If candidates can’t afford to pay for the GDL and LPC, then they are potentially not going to enter the profession, and that affects the under-represented groups more than anyone else
Paul Gascoyne, Shearman & Sterling
This is down to a more general awareness of the apprenticeship opportunities within the legal sector and how to access them. ‘We spend a lot of time working with schools and colleges to promote the route as a genuine alternative to qualification,’ Wilson says. As more apprentices enter the profession, prospective applicants have ‘tangible’ examples of what is possible through this route.
Internally, teams are also seeing the ‘huge beneficial impact’ of apprentices. ‘To a certain extent, I think the introduction of the SQE has also helped increase the popularity of apprenticeships,’ according to Wilson. ‘The change has generated more discussion on entry into the profession and different routes available and therefore highlighted apprenticeships as an option.’
Linklaters is not currently offering legal apprenticeships, but Patrick McCann, global head of learning, says: ‘We are seeing more of them than we were, and certainly Deloitte are going into this space in a fairly big [way]. The market is moving pretty quickly.’
Last autumn, Deloitte’s legal arm (which was awarded an ABS licence in 2018 and now has a UK headcount of more than 200) launched solicitor apprenticeships as part of the wider firm’s ‘BrightStart’ scheme, as well as a new ‘SQE training contract’, which will not require the Legal Practice Course. Both are delivered by ULaw.

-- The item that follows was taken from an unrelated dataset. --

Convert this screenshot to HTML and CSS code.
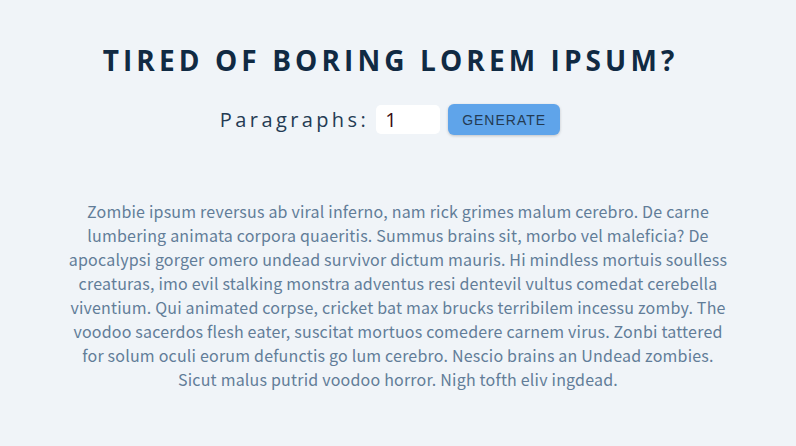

For those embracing apprenticeships, much is riding on the SQE. Paul Gascoyne, senior recruitment manager at Shearman & Sterling in London, says: ‘From a recruitment point of view, the SQE will allow more flexibility. The current model is very rigid, you never really see candidates who haven’t studied in the same way… one of the big issues in the profession is that if candidates can’t afford to pay for the GDL and LPC, then they are potentially not going to enter the profession, and that affects the under-represented groups more than anyone else.’
Gascoyne is hopeful that the SQE will ‘open the law school market’, making it cheaper for aspiring solicitors to study and train. ‘At the moment, the market is really dominated by BPP and the University of Law, and essentially what they do is to match each other’s price, so the prices really just go up.’
For now, though, supporters of the SQE are having to be patient – even as sceptics urge further delays to implementation. The SQE is still subject to final approval from the Legal Services Board, and the SRA has said that it expects a decision from the LSB in late-2020.
In a report published in October, Chris Nichols, the LSB’s director of regulation and policy, said a number of ‘substantive issues’ were raised by the SRA’s first application (approved in March 2018), including concerns over quality, cost and accessibility of assessments, and equality and diversity. The LSB said the SRA must ‘fully address’ these and other issues raised by stakeholders in its next application, due to be submitted in July or August 2020.